What has stung at least as much is watching Pakistan occupy the diplomatic high ground. The Straits Times noted that India was experiencing “heartburn” over Islamabad’s visible role as a mediator — a direct challenge to New Delhi’s self-image as South Asia’s indispensable power. The Wire called it “a stinging strategic setback” for a government that had built its foreign policy reputation on isolating Pakistan and projecting India as the “Vishwaguru” under Prime Minister Modi’s leadership.
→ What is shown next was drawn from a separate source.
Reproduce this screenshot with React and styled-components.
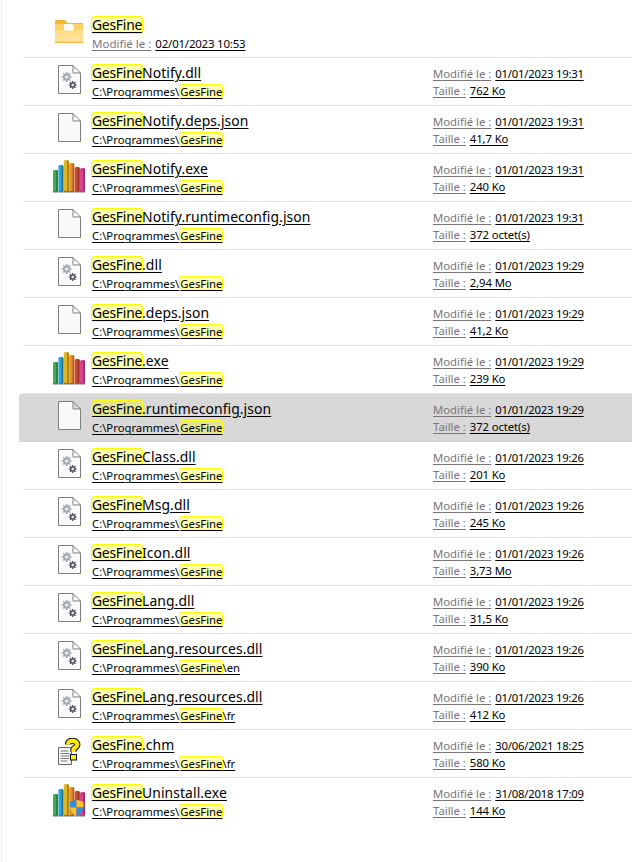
import React from "react";
import styled, { createGlobalStyle } from "styled-components";

const Global = createGlobalStyle`
  html, body { margin: 0; padding: 0; background: #fff; }
  body { font-family: "Noto Sans", "Open Sans", sans-serif; color: #000; }
`;

const Page = styled.div`
  width: 631px;
  height: 862px;
  box-sizing: border-box;
  margin-left: 1px;
  padding: 10px 0 0 17px;
  border-left: 1px solid #ececec;
  overflow: hidden;
`;
const List = styled.div`
  display: flex;
  flex-direction: column;
`;
const Row = styled.div`
  height: 48px;
  box-sizing: border-box;
  margin-left: ${(p) => (p.$selected ? "0" : "4px")};
  padding-left: ${(p) => (p.$selected ? "30px" : "26px")};
  display: flex;
  align-items: flex-start;
  background: ${(p) => (p.$selected ? "#d8d8d8" : "transparent")};
  border-radius: ${(p) => (p.$selected ? "2px 0 0 2px" : "0")};
  border-bottom: 1px solid ${(p) => (p.$selected ? "#cfcfcf" : "#e2e2e2")};
  &:last-child { border-bottom-color: transparent; }
`;
const IconBox = styled.div`
  width: 40px;
  height: 47px;
  flex: none;
  display: flex;
  align-items: flex-start;
  justify-content: center;
  padding-top: 7px;
  box-sizing: border-box;
`;
const Main = styled.div`
  width: 342px;
  flex: none;
  padding-top: 5px;
  margin-left: 2px;
`;
const NameLine = styled.div`
  font-size: 13.9px;
  line-height: 19px;
  height: 19px;
  letter-spacing: 0.08px;
  white-space: nowrap;
  text-decoration: underline;
  text-underline-offset: 2px;
`;
const SubLine = styled.div`
  font-size: 11.3px;
  line-height: 16px;
  height: 16px;
  margin: 2px 0 0 1px;
  white-space: nowrap;
  text-decoration: underline;
  text-underline-offset: 2px;
`;
const FolderMeta = styled.div`
  font-size: 11.5px;
  line-height: 16px;
  height: 16px;
  margin: 2px 0 0 1px;
  white-space: nowrap;
  display: flex;
  gap: 4px;
`;
const Mark = styled.span`
  display: inline-block;
  box-sizing: border-box;
  height: ${(p) => (p.$small ? "15px" : "18px")};
  line-height: ${(p) => (p.$small ? "13px" : "16px")};
  letter-spacing: ${(p) => (p.$small ? "0" : "-0.25px")};
  background: rgba(255, 255, 0, 0.3);
  border: 1px solid #ffff00;
  border-radius: 3px;
  margin-right: -1px;
  text-decoration: underline;
  text-underline-offset: 2px;
`;
const Meta = styled.div`
  flex: none;
  padding-top: 8px;
  display: flex;
  flex-direction: column;
  gap: 1px;
`;
const MetaLine = styled.div`
  font-size: 11.3px;
  line-height: 16px;
  white-space: nowrap;
  display: flex;
  gap: 4px;
`;
const Label = styled.span`
  color: #7c7478;
  text-decoration: underline;
  text-underline-offset: 2px;
`;
const Value = styled.span`
  color: #000;
  letter-spacing: ${(p) => (p.$date ? "-0.22px" : "-0.1px")};
  text-decoration: underline;
  text-underline-offset: 2px;
`;

const FolderIcon = () => (
  <svg width="30" height="24" viewBox="0 0 30 24" style={{ marginTop: 3 }}>
    <defs>
      <linearGradient id="folderFront" x1="0" y1="0" x2="0" y2="1">
        <stop offset="0" stopColor="#fedc82" />
        <stop offset="1" stopColor="#ffe6a3" />
      </linearGradient>
    </defs>
    <path d="M1 1.500C1 .5 1.500 0 2.500 0h8l3 3h14.500c.7 0 1 .4 1 1V10H1z" fill="#f6b436" />
    <path d="M1 4h28v8H1z" fill="#fbd36b" />
    <path d="M10 4h8l2 2v6H10z" fill="#fdfaf0" />
    <path d="M1 10.500h28V22c0 .6-.4 1-1 1H2c-.6 0-1-.4-1-1z" fill="url(#folderFront)" />
    <rect x="1" y="21.500" width="28" height="1.500" fill="#f4bb4a" />
  </svg>
);
const Sheet = () => (
  <path d="M1.500 .5H16L23.500 8V28.500H1.500Z M16 .5V8H23.500" fill="#fafafa" stroke="#7f7f7f" strokeWidth="1" />
);
const FileIcon = () => (
  <svg width="24" height="30" viewBox="0 0 24 30"><Sheet /></svg>
);
function gearPath(cx, cy, r, teeth) {
  const pts = [];
  const step = (Math.PI * 2) / teeth;
  for (let i = 0; i < teeth; i++) {
    const a = i * step;
    [[-0.32, 0.72], [-0.18, 1], [0.18, 1], [0.32, 0.72]].forEach(([o, k]) => {
      const t = a + o * step * 1.1;
      pts.push(`${(cx + Math.cos(t) * r * k).toFixed(2)} ${(cy + Math.sin(t) * r * k).toFixed(2)}`);
    });
  }
  return `M${pts.join("L")}Z`;
}
const Gear = ({ cx, cy, r, fill }) => (
  <g>
    <path d={gearPath(cx, cy, r, 8)} fill={fill} />
    <circle cx={cx} cy={cy} r={r * 0.32} fill="#f0f0f0" />
  </g>
);
const DllIcon = () => (
  <svg width="24" height="30" viewBox="0 0 24 30">
    <Sheet />
    <Gear cx={9.7} cy={12} r={5} fill="#a3abb3" />
    <Gear cx={15.7} cy={20} r={4} fill="#55595e" />
  </svg>
);
const bars = [
  [10, "#43ab55", "#2a7d3a"],
  [5, "#2fa5d8", "#1d7299"],
  [0, "#e3b624", "#a5810f"],
  [3, "#e78f30", "#b2661b"],
  [7, "#ce4a33", "#96301f"],
  [8, "#d6458f", "#a02c68"],
];
const ShelfIcon = ({ shield }) => (
  <svg width="34" height="34" viewBox="0 0 34 34" style={{ marginTop: -1 }}>
    {bars.map(([y, a, b], i) => {
      const x = 1 + i * 5.4;
      const h = 32 - y;
      return (
        <g key={i}>
          <rect x={x} y={y} width="5" height={h} rx="1.500" fill={a} />
          <rect x={x + 3.2} y={y + 0.5} width="1.800" height={h - 1} fill={b} />
          <rect x={x} y={31} width="5" height="1.500" fill="#6e6e6e" />
        </g>
      );
    })}
    {shield && (
      <g>
        <path d="M18 18c3-1 5-2 6.500-2.500V23.500H18z" fill="#2f8fdc" />
        <path d="M24.500 15.500c2 .7 4 1.500 7 2.500v5.500h-7z" fill="#f7c52b" />
        <path d="M18 23.500h6.500V32c-3-1-5.500-4-6.500-8.500z" fill="#f7c52b" />
        <path d="M24.500 23.500h7c-1 4.500-3.500 7.500-7 8.500z" fill="#2f8fdc" />
      </g>
    )}
  </svg>
);
const questionStroke = "M11 6.500C11 3.500 13.500 2.800 15.500 2.800C18.500 2.800 20.300 4.300 20.300 6.500C20.300 9 18 9.500 16.500 11V14";
const HelpIcon = () => (
  <svg width="24" height="28" viewBox="0 0 24 28" style={{ marginTop: 1 }}>
    <path d="M1.500 9.500h11l2 2v15H1.500z" fill="#fafafa" stroke="#666" />
    <path d="M3.500 13h8M3.500 15.500h9M3.500 18h9M3.500 20.500h9M3.500 23h7" stroke="#777" strokeWidth="1" />
    <path d={questionStroke} fill="none" stroke="#111" strokeWidth="6.200" />
    <path d={questionStroke} fill="none" stroke="#ffe900" strokeWidth="4.200" />
    <rect x="13.500" y="16.500" width="6" height="5.500" fill="#ffe900" stroke="#111" />
  </svg>
);
const icons = {
  dll: DllIcon,
  file: FileIcon,
  exe: () => <ShelfIcon />,
  uninst: () => <ShelfIcon shield />,
  chm: HelpIcon,
};

const rows = [
  ["dll", "Notify.dll", "", "01/01/2023 19:31", "762 Ko"],
  ["file", "Notify.deps.json", "", "01/01/2023 19:31", "41,7 Ko"],
  ["exe", "Notify.exe", "", "01/01/2023 19:31", "240 Ko"],
  ["file", "Notify.runtimeconfig.json", "", "01/01/2023 19:31", "372 octet(s)"],
  ["dll", ".dll", "", "01/01/2023 19:29", "2,94 Mo"],
  ["file", ".deps.json", "", "01/01/2023 19:29", "41,2 Ko"],
  ["exe", ".exe", "", "01/01/2023 19:29", "239 Ko"],
  ["file", ".runtimeconfig.json", "", "01/01/2023 19:29", "372 octet(s)", true],
  ["dll", "Class.dll", "", "01/01/2023 19:26", "201 Ko"],
  ["dll", "Msg.dll", "", "01/01/2023 19:26", "245 Ko"],
  ["dll", "Icon.dll", "", "01/01/2023 19:26", "3,73 Mo"],
  ["dll", "Lang.dll", "", "01/01/2023 19:26", "31,5 Ko"],
  ["dll", "Lang.resources.dll", "\\en", "01/01/2023 19:26", "390 Ko"],
  ["dll", "Lang.resources.dll", "\\fr", "01/01/2023 19:26", "412 Ko"],
  ["chm", ".chm", "\\fr", "30/06/2021 18:25", "580 Ko"],
  ["uninst", "Uninstall.exe", "", "31/08/2018 17:09", "144 Ko"],
];

export default function App() {
  return (
    <Page>
      <Global />
      <List>
        <Row>
          <IconBox><FolderIcon /></IconBox>
          <Main>
            <NameLine><Mark>GesFine</Mark></NameLine>
            <FolderMeta>
              <Label>Modifié le :</Label><Value $date>02/01/2023 10:53</Value>
            </FolderMeta>
          </Main>
        </Row>
        {rows.map(([icon, rest, sub, date, size, sel], i) => {
          const Icon = icons[icon];
          return (
            <Row key={i} $selected={sel}>
              <IconBox><Icon /></IconBox>
              <Main>
                <NameLine><Mark>GesFine</Mark>{rest}</NameLine>
                <SubLine>C:\Programmes\<Mark $small>GesFine</Mark>{sub}</SubLine>
              </Main>
              <Meta>
                <MetaLine><Label>Modifié le :</Label><Value $date>{date}</Value></MetaLine>
                <MetaLine><Label>Taille :</Label><Value>{size}</Value></MetaLine>
              </Meta>
            </Row>
          );
        })}
      </List>
    </Page>
  );
}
Congress leader Rahul Gandhi called Pakistan’s growing global influence proof that the Modi government’s foreign policy had become “a joke.”
The Wider Picture: Hormuz, Hezbollah, and a Fragile Truce
The diplomatic manoeuvring in Islamabad is unfolding against a backdrop of continuing instability. Iran has mined the Strait of Hormuz — with a Pentagon assessment suggesting it could take up to six months to fully clear — and has attacked ships in the waters beyond. US Defence Secretary Pete Hegseth said the “blockade is tightening by the hour,” while dismissing European allies with pointed bluntness: “This is much more their fight than ours.” A separate Israel-Lebanon ceasefire, extended by three weeks this week, is also under strain: Israeli forces struck Hezbollah positions in southern Lebanon on Friday, and Hezbollah fired rockets back into Israel, all while the ink on the extension was barely dry.
Whether Witkoff and Kushner return from Islamabad with a framework, a fresh impasse, or merely another round of conflicting press statements remains to be seen. What is clear is that Pakistan — until recently viewed by Washington as a strategic liability — has placed itself at the centre of one of the most consequential diplomatic processes of the decade. And India, for all its economic exposure to this conflict, remains, for now, a spectator.